Nouvelles formations et liberté académique

Du côté du cabinet de la ministre de l’Enseignement supérieur Valérie Glatigny, l’on affirme qu’« adapter l’offre d’enseignement supérieur francophone aux défis d’aujourd’hui et de demain est crucial pour outiller nos jeunes à y répondre, et les aider à décrocher un emploi utile à la société tout entière. C’est d’ailleurs en ce sens que nous sommes favorables – dans le cadre du processus d’habilitation – à l’ouverture de nouvelles formations qui permettent de diplômer plus d’étudiants dans des secteurs d’avenir ».

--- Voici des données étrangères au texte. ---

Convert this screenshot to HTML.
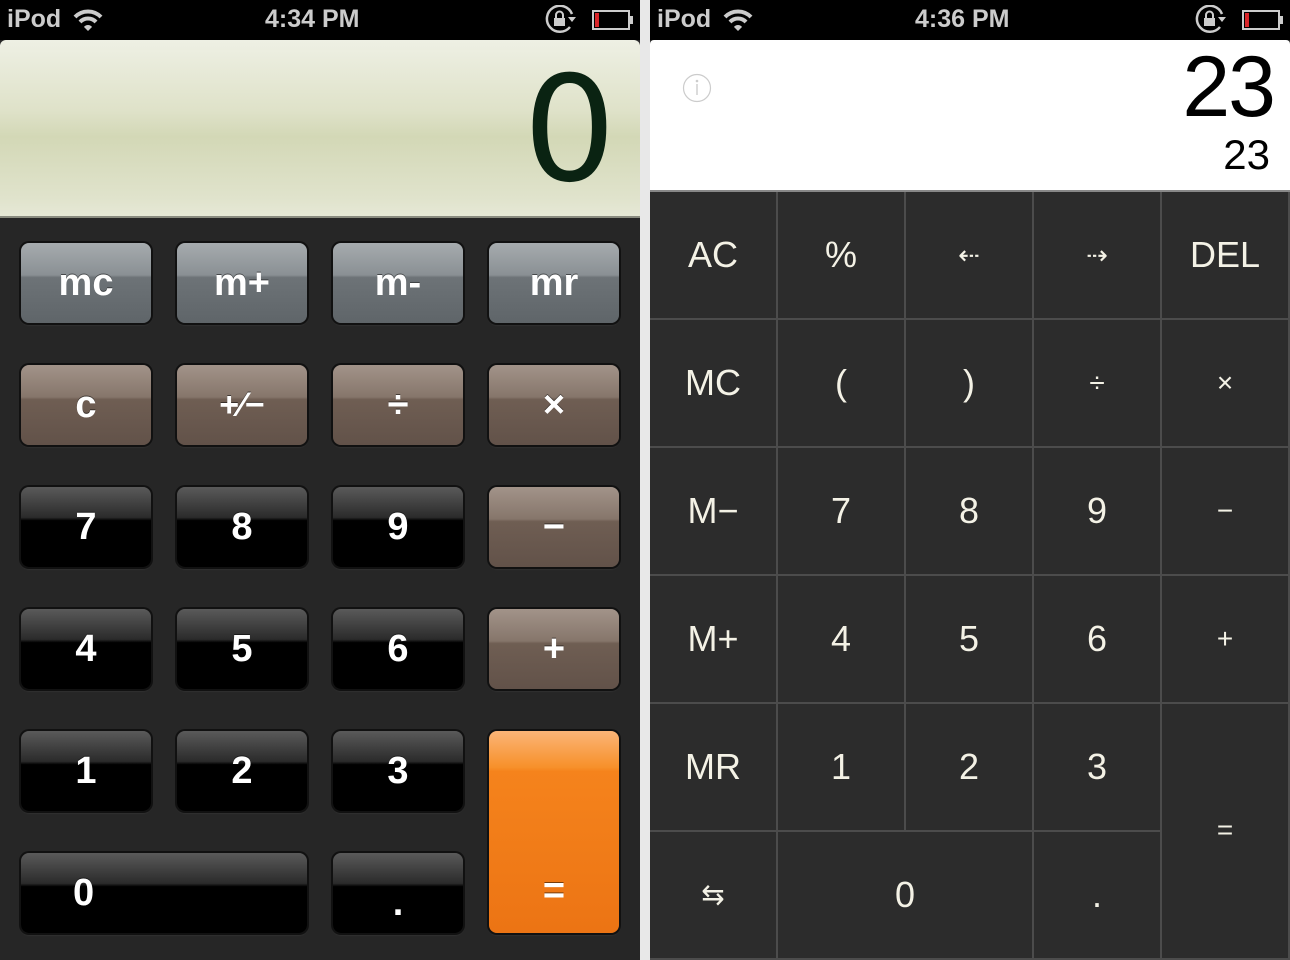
<!DOCTYPE html>
<html style="width:1290px;height:960px;overflow:hidden"><head><meta charset="utf-8"><style>
*{margin:0;padding:0;box-sizing:border-box}
body{width:1290px;height:960px;background:#e8e8e8;position:relative;overflow:hidden;font-family:"Liberation Sans",sans-serif}
.sb{position:absolute;top:0;height:40px;background:#000;color:#ccc;font-weight:bold;font-size:25px}
.sb span{position:absolute;top:5px}
.left{position:absolute;left:0;top:40px;width:640px;height:920px;background:#262626}
.disp{position:absolute;left:0;top:0;width:640px;height:178px;border-radius:6px 6px 0 0;background:linear-gradient(#eef0e4 0%,#dfe2c9 40%,#d3d8b6 55%,#e0e3cc 90%,#e6e8d6 100%);border-bottom:2px solid #8a8c80}
.disp .n{position:absolute;right:24px;top:10px;font-size:146px;color:#0a2312;font-family:"DejaVu Sans","Liberation Sans",sans-serif;line-height:1.1}
.b{position:absolute;width:130px;height:80px;border-radius:8px;color:#fff;font-weight:bold;font-size:38px;text-align:center;line-height:80px;box-shadow:0 0 0 2px #111,0 2px 2px rgba(255,255,255,.12);text-shadow:0 -1px 0 rgba(0,0,0,.5)}
.g{background:linear-gradient(#a6abae 0%,#8a9094 40%,#6d7377 43%,#5f6569 100%)}
.br{background:linear-gradient(#a29389 0%,#86766b 40%,#6f5e53 43%,#625249 100%)}
.k{background:linear-gradient(#5a5a5a 0%,#2b2b2b 38%,#000 42%,#000 100%)}
.o{background:linear-gradient(#fbb577 0%,#f7902a 18%,#f5831c 20%,#ec7414 100%)}
.right{position:absolute;left:650px;top:40px;width:640px;height:920px;background:#2c2c2c}
.rd{position:absolute;left:0;top:0;width:640px;height:152px;background:#fff;border-radius:4px 4px 0 0;border-bottom:2px solid #888}
.c{position:absolute;width:128px;height:128px;border-right:2px solid #4c4c4c;border-bottom:2px solid #4c4c4c;color:#f4f2e6;font-size:36px;text-align:center;line-height:126px;font-family:"Liberation Sans",sans-serif;font-weight:normal}
</style></head><body>
<div class="sb" style="left:0;width:640px"><span style="left:7px">iPod</span>
<svg style="position:absolute;left:72px;top:8px" width="32" height="24" viewBox="0 0 32 24"><path d="M3 9a18 18 0 0 1 26 0" stroke="#ccc" stroke-width="4" fill="none"/><path d="M8 14a11 11 0 0 1 16 0" stroke="#ccc" stroke-width="4" fill="none"/><path d="M16 23l-4-4a5 5 0 0 1 8 0z" fill="#ccc"/></svg>
<span style="left:265px">4:34 PM</span>
<svg style="position:absolute;left:544px;top:5px" width="36" height="30" viewBox="0 0 36 30"><path d="M26 22A13 13 0 1 1 28 9" stroke="#ccc" stroke-width="2.5" fill="none"/><path d="M24 12h8l-4 5z" fill="#ccc"/><rect x="10" y="13" width="11" height="8" fill="#ccc"/><path d="M12 13v-3a3.5 3.5 0 0 1 7 0v3" stroke="#ccc" stroke-width="2" fill="none"/></svg>
<svg style="position:absolute;left:592px;top:10px" width="42" height="20" viewBox="0 0 42 20"><rect x="1" y="1" width="36" height="18" stroke="#ccc" stroke-width="2" fill="none"/><rect x="38" y="6" width="3" height="8" fill="#ccc"/><rect x="3" y="3" width="4" height="14" fill="#d8262a"/></svg>
</div>
<div class="left">
<div class="disp"><div class="n">0</div></div>
<div class="b g" style="left:21px;top:203px">mc</div>
<div class="b g" style="left:177px;top:203px">m+</div>
<div class="b g" style="left:333px;top:203px">m-</div>
<div class="b g" style="left:489px;top:203px">mr</div>
<div class="b br" style="left:21px;top:325px">c</div>
<div class="b br" style="left:177px;top:325px;font-size:34px">+⁄−</div>
<div class="b br" style="left:333px;top:325px">÷</div>
<div class="b br" style="left:489px;top:325px">×</div>
<div class="b k" style="left:21px;top:447px">7</div>
<div class="b k" style="left:177px;top:447px">8</div>
<div class="b k" style="left:333px;top:447px">9</div>
<div class="b br" style="left:489px;top:447px">−</div>
<div class="b k" style="left:21px;top:569px">4</div>
<div class="b k" style="left:177px;top:569px">5</div>
<div class="b k" style="left:333px;top:569px">6</div>
<div class="b br" style="left:489px;top:569px">+</div>
<div class="b k" style="left:21px;top:691px">1</div>
<div class="b k" style="left:177px;top:691px">2</div>
<div class="b k" style="left:333px;top:691px">3</div>
<div class="b o" style="left:489px;top:691px;height:202px;line-height:320px">=</div>
<div class="b k" style="left:21px;top:813px;width:286px;text-align:left;padding-left:52px">0</div>
<div class="b k" style="left:333px;top:813px;line-height:100px">.</div>
</div>
<div class="sb" style="left:650px;width:640px"><span style="left:7px">iPod</span>
<svg style="position:absolute;left:72px;top:8px" width="32" height="24" viewBox="0 0 32 24"><path d="M3 9a18 18 0 0 1 26 0" stroke="#ccc" stroke-width="4" fill="none"/><path d="M8 14a11 11 0 0 1 16 0" stroke="#ccc" stroke-width="4" fill="none"/><path d="M16 23l-4-4a5 5 0 0 1 8 0z" fill="#ccc"/></svg>
<span style="left:265px">4:36 PM</span>
<svg style="position:absolute;left:544px;top:5px" width="36" height="30" viewBox="0 0 36 30"><path d="M26 22A13 13 0 1 1 28 9" stroke="#ccc" stroke-width="2.5" fill="none"/><path d="M24 12h8l-4 5z" fill="#ccc"/><rect x="10" y="13" width="11" height="8" fill="#ccc"/><path d="M12 13v-3a3.5 3.5 0 0 1 7 0v3" stroke="#ccc" stroke-width="2" fill="none"/></svg>
<svg style="position:absolute;left:592px;top:10px" width="42" height="20" viewBox="0 0 42 20"><rect x="1" y="1" width="36" height="18" stroke="#ccc" stroke-width="2" fill="none"/><rect x="38" y="6" width="3" height="8" fill="#ccc"/><rect x="3" y="3" width="4" height="14" fill="#d8262a"/></svg>
</div>
<div class="right">
<div class="rd">
<svg style="position:absolute;left:32px;top:33px" width="30" height="30"><circle cx="15" cy="15" r="13.5" stroke="#ccc" stroke-width="1.2" fill="none"/><circle cx="15" cy="8" r="1.3" fill="#ccc"/><rect x="14.3" y="11" width="1.4" height="11" fill="#ccc"/></svg>
<div style="position:absolute;right:16px;top:0;font-size:86px;color:#000;font-family:'Liberation Sans',sans-serif;letter-spacing:-2px;line-height:1.1">23</div>
<div style="position:absolute;right:20px;top:92px;font-size:42px;color:#000;font-family:'Liberation Sans',sans-serif;line-height:1.1">23</div>
</div>
<div class="c" style="left:0;top:152px">AC</div>
<div class="c" style="left:128px;top:152px">%</div>
<div class="c" style="left:256px;top:152px;font-size:26px">⇠</div>
<div class="c" style="left:384px;top:152px;font-size:26px">⇢</div>
<div class="c" style="left:512px;top:152px">DEL</div>
<div class="c" style="left:0;top:280px">MC</div>
<div class="c" style="left:128px;top:280px">(</div>
<div class="c" style="left:256px;top:280px">)</div>
<div class="c" style="left:384px;top:280px;font-size:28px">÷</div>
<div class="c" style="left:512px;top:280px;font-size:28px">×</div>
<div class="c" style="left:0;top:408px">M−</div>
<div class="c" style="left:128px;top:408px">7</div>
<div class="c" style="left:256px;top:408px">8</div>
<div class="c" style="left:384px;top:408px">9</div>
<div class="c" style="left:512px;top:408px;font-size:28px">−</div>
<div class="c" style="left:0;top:536px">M+</div>
<div class="c" style="left:128px;top:536px">4</div>
<div class="c" style="left:256px;top:536px">5</div>
<div class="c" style="left:384px;top:536px">6</div>
<div class="c" style="left:512px;top:536px;font-size:28px">+</div>
<div class="c" style="left:0;top:664px">MR</div>
<div class="c" style="left:128px;top:664px">1</div>
<div class="c" style="left:256px;top:664px">2</div>
<div class="c" style="left:384px;top:664px">3</div>
<div class="c" style="left:512px;top:664px;height:256px;line-height:252px;font-size:28px">=</div>
<div class="c" style="left:0;top:792px;font-size:28px">⇆</div>
<div class="c" style="left:128px;top:792px;width:256px">0</div>
<div class="c" style="left:384px;top:792px">.</div>
</div>
</body></html>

Le cabinet de la ministre précise toutefois que « les méthodes pédagogiques relèvent de la liberté académique des établissements, qui sont les mieux à même de faire évoluer le contenu des formations, dans le respect des référentiels de compétences définis au niveau de l’ARES (Académie de recherche et d’enseignement supérieur, NDLR) pour être parfaitement en phase avec les évolutions sociétales et les spécificités des filières et établissements ». À titre d’exemple, les référentiels en matière de formation infirmière ont été repensés dans le sens d’une adaptation du contenu du programme d’étude aux nécessités actuelles.

À l’ULB toujours, Valérie Piette, professeure d’histoire contemporaine à la Faculté de philosophie et sciences sociales et nouvelle vice-rectrice de l’institution, souligne que « la spécificité de l’université, c’est l’enseignement et la recherche qui doivent continuer de s’alimenter et qui par ailleurs s’alimentent mutuellement. L’université est censée revoir continuellement ses enseignements, mais cela prend du temps, surtout à un moment où les professeur.e.s sont épuisé.e.s vu le nombre croissant d’élèves. Il y a parfois un décalage entre ce qui bouge dans la société et les contenus universitaires, mais les universités doivent se poser des questions en toute liberté académique. On pense aujourd’hui à des filières en lien avec le développement durable et la transition, avec différent.e.s chercheur.euse.s ».

  1. Clémence Dumont, « La seule spécialisation en agriculture bio du pays risque de disparaître », dans Tchak !, n° 12, mis en ligne le 10 octobre 2022.